On the sushi-grade question
Most US fish counters will sell you “ahi tuna” without qualifying
its parasite-control history. For high-heat methods, searing,
grilling, steaming to 145°F, that’s fine; the cooking kills any
surface parasites directly. For 104°F sous-vide it is not fine.
The FDA Food Code allows raw fish consumption only if the fish
has been frozen at −4°F (−20°C) for 7 days, or at −31°F (−35°C)
for 15 hours, or processed under equivalent commercial protocols.
Fish sold as “sushi-grade” in US retail meets one of these
standards. Fish sold simply as “fresh ahi” or “tuna loin” may
not, fresh-caught tuna often skips the freezing step at the
auction-to-restaurant pipeline because the chefs prefer the
texture.
For this method, ask the fishmonger directly: “Has this fish
been frozen for parasite control?” The answer should be yes, and
the species should be identified by scientific name. If the
counter can’t or won’t answer, the technique is not
appropriate for that piece of fish. Either find a sushi-grade
source, Japanese specialty markets, dedicated fishmongers, or
online suppliers like Catalina Offshore or Riviera Seafood, or
use a higher-temperature method on the fish you have.
Sear strategy
The 30-second-per-face sear is fast enough that the pan
matters more than the steak. The pan must be at the absolute top
of its heat range, cast iron over the highest burner setting
for ten minutes, oil shimmering and just beginning to wisp, so
that the Maillard crust forms in the first 15 seconds of
contact.
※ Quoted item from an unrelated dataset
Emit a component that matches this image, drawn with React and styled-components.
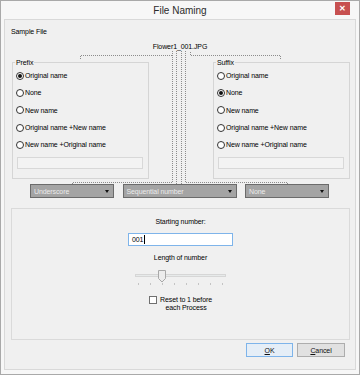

Slower, and the heat creeps inward and you lose the
sharp 1-mm cooked band that’s the textural signature of this
preparation.
A propane torch is the alternative for cubed or saku-block
preparations where the pan can’t contact all faces. Sweep the
torch from 6 inches above, moving constantly; stationary heat
overcooks a single spot before browning evens.
After the sear, slice immediately. No rest. The fish is
already at temperature; the only carryover possible is from the
sear itself, which is negligible at 30 seconds. Resting only
allows the sear to lose its crispness against the cooler
interior.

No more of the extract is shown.